* _What needs to be done_
Output the full listing below exactly as it reads, and skip anything that is a picture.

<<<<

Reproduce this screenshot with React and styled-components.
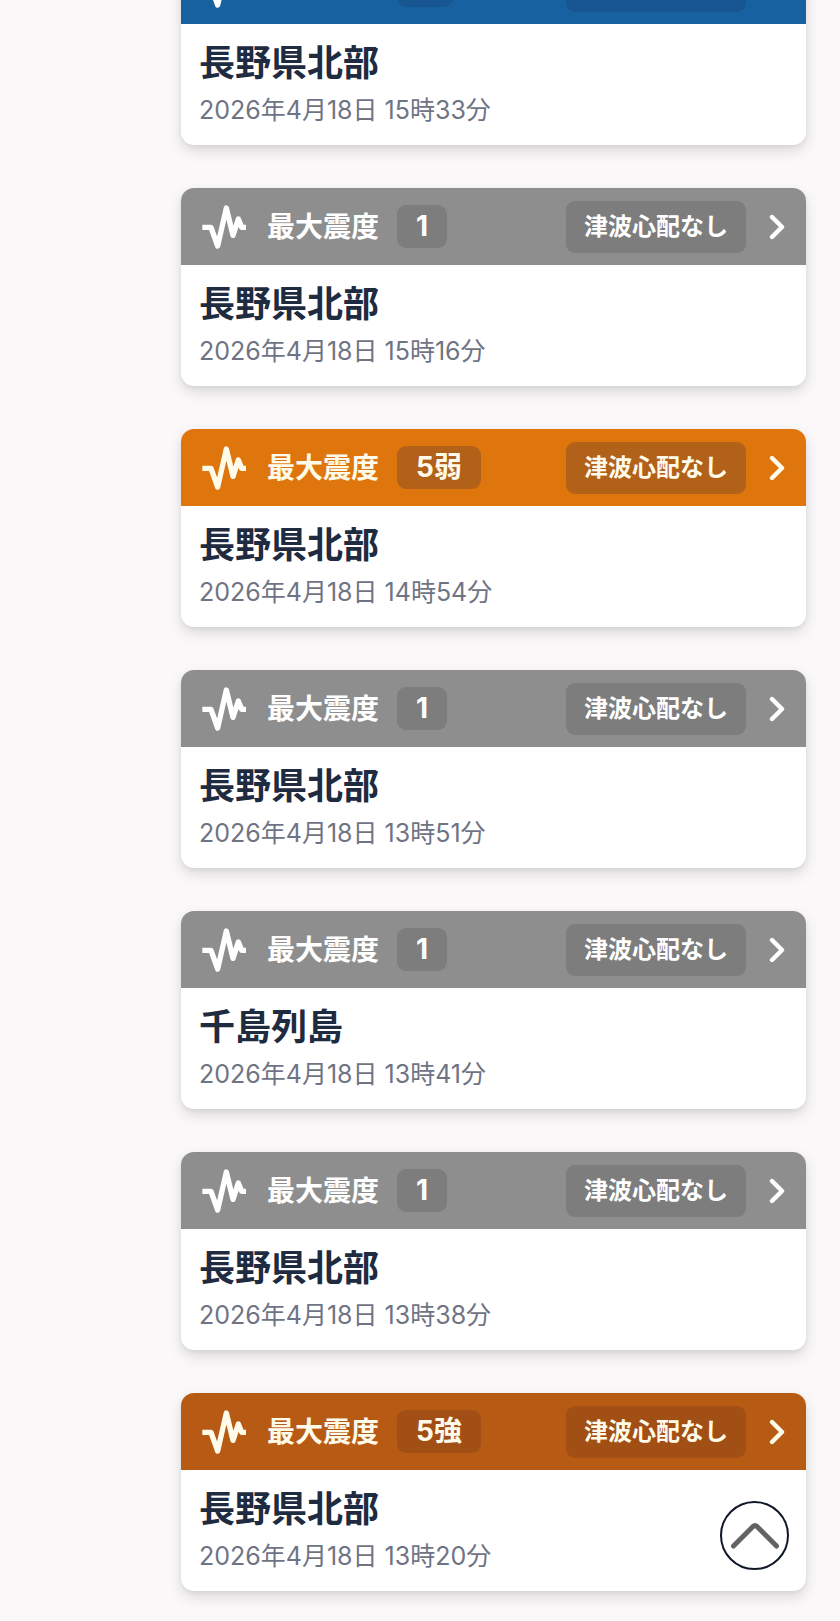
import React from 'react'
import styled, { createGlobalStyle } from 'styled-components'

const levels = {
  gray: { background: '#8e8e8e', badge: '#7d7d7d', text: '#ffffff' },
  blue: { background: '#1761a0', badge: '#175690', text: '#ffffff' },
  orange: { background: '#de760d', badge: '#b26118', text: '#fffbeb' },
  brown: { background: '#b75a14', badge: '#a14f14', text: '#fffbeb' }
}

const quakes = [
  { id: 1, level: 'blue', intensity: '3', place: '長野県北部', time: '2026年4月18日 15時33分' },
  { id: 2, level: 'gray', intensity: '1', place: '長野県北部', time: '2026年4月18日 15時16分' },
  { id: 3, level: 'orange', intensity: '5弱', place: '長野県北部', time: '2026年4月18日 14時54分' },
  { id: 4, level: 'gray', intensity: '1', place: '長野県北部', time: '2026年4月18日 13時51分' },
  { id: 5, level: 'gray', intensity: '1', place: '千島列島', time: '2026年4月18日 13時41分' },
  { id: 6, level: 'gray', intensity: '1', place: '長野県北部', time: '2026年4月18日 13時38分' },
  { id: 7, level: 'brown', intensity: '5強', place: '長野県北部', time: '2026年4月18日 13時20分' }
]

export default function App () {
  return (
    <>
      <GlobalStyle />
      <Page>
        <QuakeList>
          {quakes.map(quake => <QuakeItem key={quake.id} quake={quake} />)}
        </QuakeList>
        <TopButton type="button" aria-label="ページの先頭へ" onClick={() => window.scrollTo(0, 0)}>
          <svg width="50" height="30" viewBox="0 0 50 30" fill="none" aria-hidden="true">
            <path d="M3.5 25 L23 5.5 Q25 3.8 27 5.5 L46.5 25" stroke="#636363" strokeWidth="5" strokeLinecap="round" strokeLinejoin="round" />
          </svg>
        </TopButton>
      </Page>
    </>
  )
}

function QuakeItem ({ quake }) {
  const level = levels[quake.level]

  return (
    <li>
      <Card href={`#quake-${quake.id}`}>
        <CardHeader $level={level}>
          <PulseIcon />
          <Label>最大震度</Label>
          <Intensity $level={level}>{quake.intensity}</Intensity>
          <Tsunami $level={level}>津波心配なし</Tsunami>
          <ChevronIcon />
        </CardHeader>
        <CardBody>
          <Place>{quake.place}</Place>
          <Time>{quake.time}</Time>
        </CardBody>
      </Card>
    </li>
  )
}

function PulseIcon () {
  return (
    <svg width="44" height="44" viewBox="0 0 132 132" fill="none" aria-hidden="true">
      <path d="M1 67 H27 L47 123 L73 9 L93 91 L109 42 L119 67 H132" stroke="currentColor" strokeWidth="16" strokeLinejoin="round" />
    </svg>
  )
}

function ChevronIcon () {
  return (
    <svg width="16" height="26" viewBox="0 0 16 26" fill="none" aria-hidden="true">
      <path d="M3 3 L13 13 L3 23" stroke="currentColor" strokeWidth="4.4" strokeLinecap="round" strokeLinejoin="round" />
    </svg>
  )
}

const GlobalStyle = createGlobalStyle`
  * {
    box-sizing: border-box;
  }

  body {
    margin: 0;
    background: #faf8f9;
    font-family: Inter, "Noto Sans CJK JP", sans-serif;
  }
`

const Page = styled.main`
  min-height: 100vh;
  padding: 0 34px 24px 181px;
  overflow: hidden;
`

const QuakeList = styled.ul`
  display: flex;
  flex-direction: column;
  gap: 43px;
  margin: -53px 0 0;
  padding: 0;
  list-style: none;
`

const Card = styled.a`
  display: block;
  overflow: hidden;
  border-radius: 13px;
  background: #fff;
  box-shadow: 0 6px 14px rgba(0, 0, 0, 0.13), 0 2px 4px rgba(0, 0, 0, 0.05);
  color: inherit;
  text-decoration: none;
`

const CardHeader = styled.div`
  display: flex;
  align-items: center;
  height: 77px;
  padding: 0 21px;
  background: ${props => props.$level.background};
  color: ${props => props.$level.text};
`

const Label = styled.span`
  margin-left: 21px;
  font-size: 28px;
  font-weight: 600;
  line-height: 40px;
`

const Intensity = styled.span`
  margin-left: 18px;
  padding: 0 19px;
  border-radius: 9px;
  background: ${props => props.$level.badge};
  font-size: 28px;
  font-weight: 700;
  line-height: 43px;
`

const Tsunami = styled.span`
  margin: 0 23px 0 auto;
  padding: 0 18px;
  border-radius: 9px;
  background: ${props => props.$level.badge};
  font-size: 24px;
  font-weight: 600;
  line-height: 52px;
`

const CardBody = styled.div`
  padding: 15px 18px 17px;
`

const Place = styled.h2`
  margin: 0;
  color: #1f2b40;
  font-size: 36px;
  font-weight: 600;
  line-height: 48px;
`

const Time = styled.p`
  margin: 5px 0 0;
  color: #6f7484;
  font-size: 25px;
  font-weight: 400;
  line-height: 36px;
`

const TopButton = styled.button`
  position: fixed;
  right: 51px;
  bottom: 51px;
  display: flex;
  align-items: center;
  justify-content: center;
  width: 69px;
  height: 69px;
  padding: 0;
  border: 2px solid #101828;
  border-radius: 50%;
  background: #fff;
  cursor: pointer;
`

>>>>

* _Worked answer_
Reproduce this screenshot with React and styled-components.
import React from 'react'
import styled, { createGlobalStyle } from 'styled-components'

const levels = {
  gray: { background: '#8e8e8e', badge: '#7d7d7d', text: '#ffffff' },
  blue: { background: '#1761a0', badge: '#175690', text: '#ffffff' },
  orange: { background: '#de760d', badge: '#b26118', text: '#fffbeb' },
  brown: { background: '#b75a14', badge: '#a14f14', text: '#fffbeb' }
}

const quakes = [
  { id: 1, level: 'blue', intensity: '3', place: '長野県北部', time: '2026年4月18日 15時33分' },
  { id: 2, level: 'gray', intensity: '1', place: '長野県北部', time: '2026年4月18日 15時16分' },
  { id: 3, level: 'orange', intensity: '5弱', place: '長野県北部', time: '2026年4月18日 14時54分' },
  { id: 4, level: 'gray', intensity: '1', place: '長野県北部', time: '2026年4月18日 13時51分' },
  { id: 5, level: 'gray', intensity: '1', place: '千島列島', time: '2026年4月18日 13時41分' },
  { id: 6, level: 'gray', intensity: '1', place: '長野県北部', time: '2026年4月18日 13時38分' },
  { id: 7, level: 'brown', intensity: '5強', place: '長野県北部', time: '2026年4月18日 13時20分' }
]

export default function App () {
  return (
    <>
      <GlobalStyle />
      <Page>
        <QuakeList>
          {quakes.map(quake => <QuakeItem key={quake.id} quake={quake} />)}
        </QuakeList>
        <TopButton type="button" aria-label="ページの先頭へ" onClick={() => window.scrollTo(0, 0)}>
          <svg width="50" height="30" viewBox="0 0 50 30" fill="none" aria-hidden="true">
            <path d="M3.5 25 L23 5.5 Q25 3.8 27 5.5 L46.5 25" stroke="#636363" strokeWidth="5" strokeLinecap="round" strokeLinejoin="round" />
          </svg>
        </TopButton>
      </Page>
    </>
  )
}

function QuakeItem ({ quake }) {
  const level = levels[quake.level]

  return (
    <li>
      <Card href={`#quake-${quake.id}`}>
        <CardHeader $level={level}>
          <PulseIcon />
          <Label>最大震度</Label>
          <Intensity $level={level}>{quake.intensity}</Intensity>
          <Tsunami $level={level}>津波心配なし</Tsunami>
          <ChevronIcon />
        </CardHeader>
        <CardBody>
          <Place>{quake.place}</Place>
          <Time>{quake.time}</Time>
        </CardBody>
      </Card>
    </li>
  )
}

function PulseIcon () {
  return (
    <svg width="44" height="44" viewBox="0 0 132 132" fill="none" aria-hidden="true">
      <path d="M1 67 H27 L47 123 L73 9 L93 91 L109 42 L119 67 H132" stroke="currentColor" strokeWidth="16" strokeLinejoin="round" />
    </svg>
  )
}

function ChevronIcon () {
  return (
    <svg width="16" height="26" viewBox="0 0 16 26" fill="none" aria-hidden="true">
      <path d="M3 3 L13 13 L3 23" stroke="currentColor" strokeWidth="4.4" strokeLinecap="round" strokeLinejoin="round" />
    </svg>
  )
}

const GlobalStyle = createGlobalStyle`
  * {
    box-sizing: border-box;
  }

  body {
    margin: 0;
    background: #faf8f9;
    font-family: Inter, "Noto Sans CJK JP", sans-serif;
  }
`

const Page = styled.main`
  min-height: 100vh;
  padding: 0 34px 24px 181px;
  overflow: hidden;
`

const QuakeList = styled.ul`
  display: flex;
  flex-direction: column;
  gap: 43px;
  margin: -53px 0 0;
  padding: 0;
  list-style: none;
`

const Card = styled.a`
  display: block;
  overflow: hidden;
  border-radius: 13px;
  background: #fff;
  box-shadow: 0 6px 14px rgba(0, 0, 0, 0.13), 0 2px 4px rgba(0, 0, 0, 0.05);
  color: inherit;
  text-decoration: none;
`

const CardHeader = styled.div`
  display: flex;
  align-items: center;
  height: 77px;
  padding: 0 21px;
  background: ${props => props.$level.background};
  color: ${props => props.$level.text};
`

const Label = styled.span`
  margin-left: 21px;
  font-size: 28px;
  font-weight: 600;
  line-height: 40px;
`

const Intensity = styled.span`
  margin-left: 18px;
  padding: 0 19px;
  border-radius: 9px;
  background: ${props => props.$level.badge};
  font-size: 28px;
  font-weight: 700;
  line-height: 43px;
`

const Tsunami = styled.span`
  margin: 0 23px 0 auto;
  padding: 0 18px;
  border-radius: 9px;
  background: ${props => props.$level.badge};
  font-size: 24px;
  font-weight: 600;
  line-height: 52px;
`

const CardBody = styled.div`
  padding: 15px 18px 17px;
`

const Place = styled.h2`
  margin: 0;
  color: #1f2b40;
  font-size: 36px;
  font-weight: 600;
  line-height: 48px;
`

const Time = styled.p`
  margin: 5px 0 0;
  color: #6f7484;
  font-size: 25px;
  font-weight: 400;
  line-height: 36px;
`

const TopButton = styled.button`
  position: fixed;
  right: 51px;
  bottom: 51px;
  display: flex;
  align-items: center;
  justify-content: center;
  width: 69px;
  height: 69px;
  padding: 0;
  border: 2px solid #101828;
  border-radius: 50%;
  background: #fff;
  cursor: pointer;
`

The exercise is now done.